Posted: Monday, October 20, 2014 6:55 am | Updated: 6:58 am, Mon Oct 20, 2014.
By Margaret Fosmoe South Bend Tribune

SOUTH BEND — The University of Notre Dame in 2018 will close three apartment complexes that house graduate students, including University Village, the 52-year-old complex for married students with children.
The facilities to be closed:
• University Village, an 86-unit apartment complex for families located north of Douglas Road near Indiana 933. The complex for graduate students with children opened in 1962 and includes a community center.
• Cripe Street Apartments, 24 apartments for married graduate students who don’t have children, is located on East Cripe Street in Roseland.
• O’Hara-Grace Townhouses, apartments that house up to 124 graduate students with four students per unit. The town houses, built in the 1970s, are just northeast of Bulla Road and Wilson Drive.
After closing, the three complexes will be retired and likely demolished.
Fischer Graduate Residences, apartments built in the early 1990s and located just north and east of O’Hara-Grace, will remain in use. Although now limited to unmarried graduate students, designated sections of Fischer in 2018 will be available to married students, including those with families. Fischer currently houses a maximum of 378 residents.
Future university-related housing construction near campus for graduate students and their families is a possibility, as well.
Residents were notified over the summer of the university’s plan to close the complexes in 2018.
Many current residents by then will have finished their graduate studies and moved away. But any students now living in the facilities to be closed who will still be enrolled in 2018 will be offered grandfathered lease rates in Fischer, said Karen Kennedy, Notre Dame’s director of housing.
Between now and 2018, the university will plan and make some physical changes in the Fischer buildings so that certain areas of that complex will be set aside for families, Kennedy said. About 16 percent of graduate students currently live on campus, she said.
Natalia Drause said she’ll be sorry to leave the Cripe Street Apartments. Her husband, Raymond, is a doctoral student in history.
The couple in July moved into one of the Cripe Street units, and are pleased with it, particularly its proximity to the families in University Village. “We love it. We love the community. There are lots of opportunities to meet with our neighbors,” Natalia Drause said.
The couple lived last year in an apartment complex near campus that houses primarily undergraduates, and it wasn’t a good experience, she said.
Enrique Colon, a graduate student pursuing a master’s degree in fine arts, moved into University Village in July with his wife and two children. It’s the ideal living arrangement for the family, he said.
“There are activities for the children. People brought us food. It’s been a warm welcome,” Colon said. He’ll be finished with his degree before 2018, but he’s sorry to know graduate student families after that won’t have University Village.

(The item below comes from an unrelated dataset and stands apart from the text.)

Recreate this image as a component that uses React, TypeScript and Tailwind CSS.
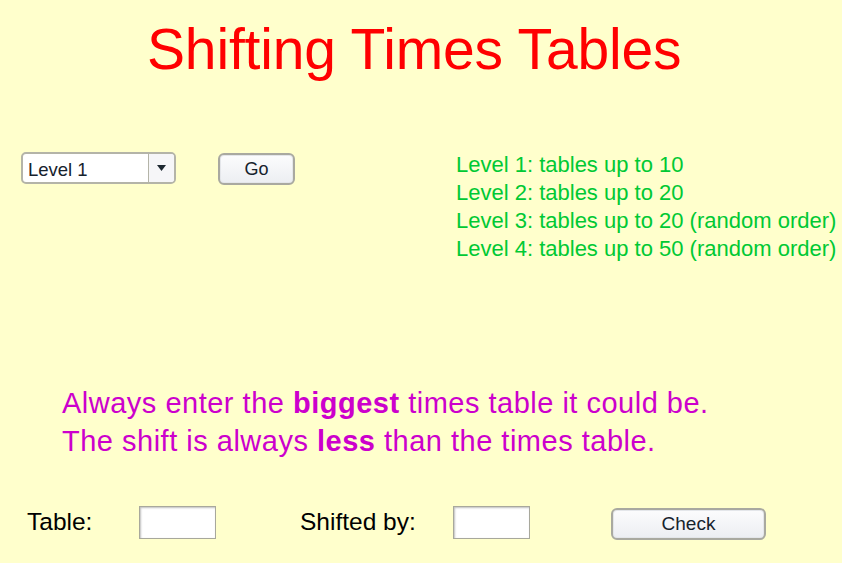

“It’s a really tight-knit community that I’d hate to lose. I wish every graduate student could have this opportunity. University Village was one of the reasons I came to Notre Dame,” he said.
Some graduate students this fall are living in the new Overlook at Notre Dame, an apartment building with 240 studio and one-bedroom units that opened in August along Twyckenham Drive just east of campus. It’s considered a Notre Dame-related property, because the university owns the land and a private company, LP Overlook LLC, owns the building and operates the complex.
Under a contractual arrangement, Overlook residents must be Notre Dame graduate students, faculty or staff, leasing agent Jeri DeCola said. The building is at full occupancy.
Because of the limited size of each unit, families with children can’t lease at the Overlook.
The experience so far at the Overlook has been very positive, Kennedy said, and the university may in the future partner on additional university-related housing construction near campus, possibly including some designed for families.